GIVEN INSTRUCTION
Take the listing from its first line through the line that contains "import React from" and please retype those lines exactly, leaving out the pictures.

# START OF DATASET CONTENT

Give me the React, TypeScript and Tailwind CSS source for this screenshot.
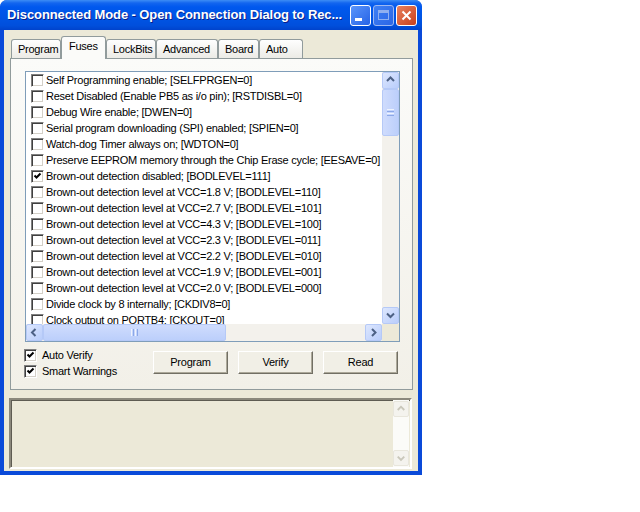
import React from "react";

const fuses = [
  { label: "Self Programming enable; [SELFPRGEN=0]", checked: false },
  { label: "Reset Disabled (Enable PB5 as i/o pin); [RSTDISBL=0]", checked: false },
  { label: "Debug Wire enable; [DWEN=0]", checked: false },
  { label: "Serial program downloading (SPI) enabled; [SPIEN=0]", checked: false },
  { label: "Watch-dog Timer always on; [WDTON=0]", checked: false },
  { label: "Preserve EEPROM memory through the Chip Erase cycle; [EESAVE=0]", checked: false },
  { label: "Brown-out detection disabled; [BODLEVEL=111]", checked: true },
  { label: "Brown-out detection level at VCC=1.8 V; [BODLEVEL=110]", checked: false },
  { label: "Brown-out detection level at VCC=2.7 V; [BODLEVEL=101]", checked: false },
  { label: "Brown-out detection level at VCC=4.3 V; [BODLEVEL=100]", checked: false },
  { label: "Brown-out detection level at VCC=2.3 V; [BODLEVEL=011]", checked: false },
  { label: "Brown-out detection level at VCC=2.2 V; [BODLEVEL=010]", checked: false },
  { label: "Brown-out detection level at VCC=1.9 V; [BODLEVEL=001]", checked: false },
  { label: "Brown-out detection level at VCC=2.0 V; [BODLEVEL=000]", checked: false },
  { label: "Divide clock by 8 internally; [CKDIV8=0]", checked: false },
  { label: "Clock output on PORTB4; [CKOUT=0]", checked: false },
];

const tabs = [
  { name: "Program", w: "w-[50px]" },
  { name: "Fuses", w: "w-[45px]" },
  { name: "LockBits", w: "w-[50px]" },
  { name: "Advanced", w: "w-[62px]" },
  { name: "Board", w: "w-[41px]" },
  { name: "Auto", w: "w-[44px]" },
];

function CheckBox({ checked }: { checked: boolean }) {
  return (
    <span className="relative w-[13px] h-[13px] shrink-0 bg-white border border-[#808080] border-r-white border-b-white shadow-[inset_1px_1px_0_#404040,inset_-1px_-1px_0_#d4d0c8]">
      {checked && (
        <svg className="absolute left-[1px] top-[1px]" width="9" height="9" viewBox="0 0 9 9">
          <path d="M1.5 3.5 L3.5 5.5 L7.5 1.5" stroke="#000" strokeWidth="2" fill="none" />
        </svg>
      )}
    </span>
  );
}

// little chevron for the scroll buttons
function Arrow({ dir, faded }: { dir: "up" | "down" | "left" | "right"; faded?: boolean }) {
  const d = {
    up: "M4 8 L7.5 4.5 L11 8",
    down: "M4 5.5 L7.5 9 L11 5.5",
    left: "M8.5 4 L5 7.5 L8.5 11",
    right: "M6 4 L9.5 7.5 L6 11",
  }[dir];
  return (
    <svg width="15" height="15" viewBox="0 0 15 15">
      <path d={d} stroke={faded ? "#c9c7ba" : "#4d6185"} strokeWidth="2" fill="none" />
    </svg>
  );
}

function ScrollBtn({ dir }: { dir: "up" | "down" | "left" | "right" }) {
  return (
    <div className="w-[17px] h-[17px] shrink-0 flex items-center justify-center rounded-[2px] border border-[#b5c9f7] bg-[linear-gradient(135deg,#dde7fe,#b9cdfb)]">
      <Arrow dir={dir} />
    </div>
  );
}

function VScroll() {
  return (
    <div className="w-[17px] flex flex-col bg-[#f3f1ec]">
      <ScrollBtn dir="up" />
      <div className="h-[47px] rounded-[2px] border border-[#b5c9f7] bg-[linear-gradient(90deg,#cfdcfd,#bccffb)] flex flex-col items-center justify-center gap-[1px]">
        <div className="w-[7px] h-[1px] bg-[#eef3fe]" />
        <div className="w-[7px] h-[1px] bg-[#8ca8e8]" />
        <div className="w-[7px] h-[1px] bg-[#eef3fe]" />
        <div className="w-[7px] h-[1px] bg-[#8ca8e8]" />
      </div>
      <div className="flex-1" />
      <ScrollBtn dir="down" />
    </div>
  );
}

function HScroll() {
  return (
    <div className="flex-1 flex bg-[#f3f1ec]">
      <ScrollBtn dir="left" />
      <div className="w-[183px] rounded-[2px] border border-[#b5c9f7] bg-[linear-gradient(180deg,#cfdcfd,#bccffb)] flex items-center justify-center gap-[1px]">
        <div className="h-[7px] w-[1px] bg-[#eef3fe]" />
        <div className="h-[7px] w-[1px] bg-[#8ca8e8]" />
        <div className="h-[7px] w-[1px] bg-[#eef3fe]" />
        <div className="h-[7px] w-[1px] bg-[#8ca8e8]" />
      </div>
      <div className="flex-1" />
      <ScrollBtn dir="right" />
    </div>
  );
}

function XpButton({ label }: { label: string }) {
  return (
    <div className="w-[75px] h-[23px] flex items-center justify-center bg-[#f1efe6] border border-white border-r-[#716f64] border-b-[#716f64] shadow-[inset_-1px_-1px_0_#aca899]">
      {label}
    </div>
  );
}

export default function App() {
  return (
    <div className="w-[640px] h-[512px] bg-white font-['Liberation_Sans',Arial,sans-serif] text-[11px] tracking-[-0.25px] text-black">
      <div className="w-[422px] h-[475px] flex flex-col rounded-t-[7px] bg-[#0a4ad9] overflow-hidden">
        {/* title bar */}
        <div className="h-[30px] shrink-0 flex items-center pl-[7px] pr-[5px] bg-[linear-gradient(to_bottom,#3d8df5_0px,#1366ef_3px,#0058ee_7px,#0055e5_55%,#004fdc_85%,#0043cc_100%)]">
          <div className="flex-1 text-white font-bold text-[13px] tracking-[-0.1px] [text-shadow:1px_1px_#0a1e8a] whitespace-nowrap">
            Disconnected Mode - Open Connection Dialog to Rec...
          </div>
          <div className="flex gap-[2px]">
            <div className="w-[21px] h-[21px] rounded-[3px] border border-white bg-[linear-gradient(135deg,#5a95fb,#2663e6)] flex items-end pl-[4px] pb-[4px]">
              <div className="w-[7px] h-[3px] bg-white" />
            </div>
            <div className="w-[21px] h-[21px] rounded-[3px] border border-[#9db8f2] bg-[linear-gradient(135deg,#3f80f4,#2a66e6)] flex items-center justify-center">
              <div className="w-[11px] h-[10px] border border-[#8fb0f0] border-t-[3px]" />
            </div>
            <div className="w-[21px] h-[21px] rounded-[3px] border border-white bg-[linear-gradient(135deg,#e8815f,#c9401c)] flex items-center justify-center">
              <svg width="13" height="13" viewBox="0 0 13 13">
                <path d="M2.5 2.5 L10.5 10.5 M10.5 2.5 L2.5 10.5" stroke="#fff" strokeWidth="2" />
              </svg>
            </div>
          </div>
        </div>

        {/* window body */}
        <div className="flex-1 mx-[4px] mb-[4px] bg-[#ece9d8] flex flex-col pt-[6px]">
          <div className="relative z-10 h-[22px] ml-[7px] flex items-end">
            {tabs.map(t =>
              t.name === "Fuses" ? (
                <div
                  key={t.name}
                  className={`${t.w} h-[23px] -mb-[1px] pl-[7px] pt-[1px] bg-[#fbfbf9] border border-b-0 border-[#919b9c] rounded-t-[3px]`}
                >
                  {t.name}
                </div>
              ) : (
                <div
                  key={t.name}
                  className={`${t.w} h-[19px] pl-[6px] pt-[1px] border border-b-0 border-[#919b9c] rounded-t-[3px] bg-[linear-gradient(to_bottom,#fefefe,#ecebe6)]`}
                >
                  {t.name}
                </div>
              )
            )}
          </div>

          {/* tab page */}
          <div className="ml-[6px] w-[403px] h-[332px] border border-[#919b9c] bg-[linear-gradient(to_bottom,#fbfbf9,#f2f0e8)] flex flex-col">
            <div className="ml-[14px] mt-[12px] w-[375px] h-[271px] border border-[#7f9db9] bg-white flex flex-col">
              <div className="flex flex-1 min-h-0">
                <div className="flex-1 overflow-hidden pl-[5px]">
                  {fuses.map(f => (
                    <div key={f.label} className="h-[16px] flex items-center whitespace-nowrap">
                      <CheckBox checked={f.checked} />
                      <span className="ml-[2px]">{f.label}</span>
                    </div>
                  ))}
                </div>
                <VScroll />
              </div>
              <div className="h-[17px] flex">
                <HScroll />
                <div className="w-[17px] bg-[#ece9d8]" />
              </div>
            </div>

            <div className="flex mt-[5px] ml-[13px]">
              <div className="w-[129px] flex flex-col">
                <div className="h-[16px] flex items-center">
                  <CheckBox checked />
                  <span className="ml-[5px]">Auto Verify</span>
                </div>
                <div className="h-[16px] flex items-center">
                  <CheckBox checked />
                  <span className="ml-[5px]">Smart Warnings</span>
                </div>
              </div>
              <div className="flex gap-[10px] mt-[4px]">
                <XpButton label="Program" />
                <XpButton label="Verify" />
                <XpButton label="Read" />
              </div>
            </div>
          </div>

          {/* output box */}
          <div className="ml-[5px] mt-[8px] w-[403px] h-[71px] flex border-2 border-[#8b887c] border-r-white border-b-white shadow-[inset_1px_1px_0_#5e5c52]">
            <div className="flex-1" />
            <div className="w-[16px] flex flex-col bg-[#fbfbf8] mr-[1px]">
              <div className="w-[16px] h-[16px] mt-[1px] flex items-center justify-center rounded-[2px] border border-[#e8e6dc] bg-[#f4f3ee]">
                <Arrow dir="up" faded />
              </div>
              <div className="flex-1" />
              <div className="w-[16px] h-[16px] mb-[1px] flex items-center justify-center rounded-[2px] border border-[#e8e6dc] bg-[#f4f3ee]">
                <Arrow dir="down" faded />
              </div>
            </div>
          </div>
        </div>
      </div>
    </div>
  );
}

# END OF DATASET CONTENT

SOLUTION TO THIS EXERCISE
Give me the React, TypeScript and Tailwind CSS source for this screenshot.
import React from "react";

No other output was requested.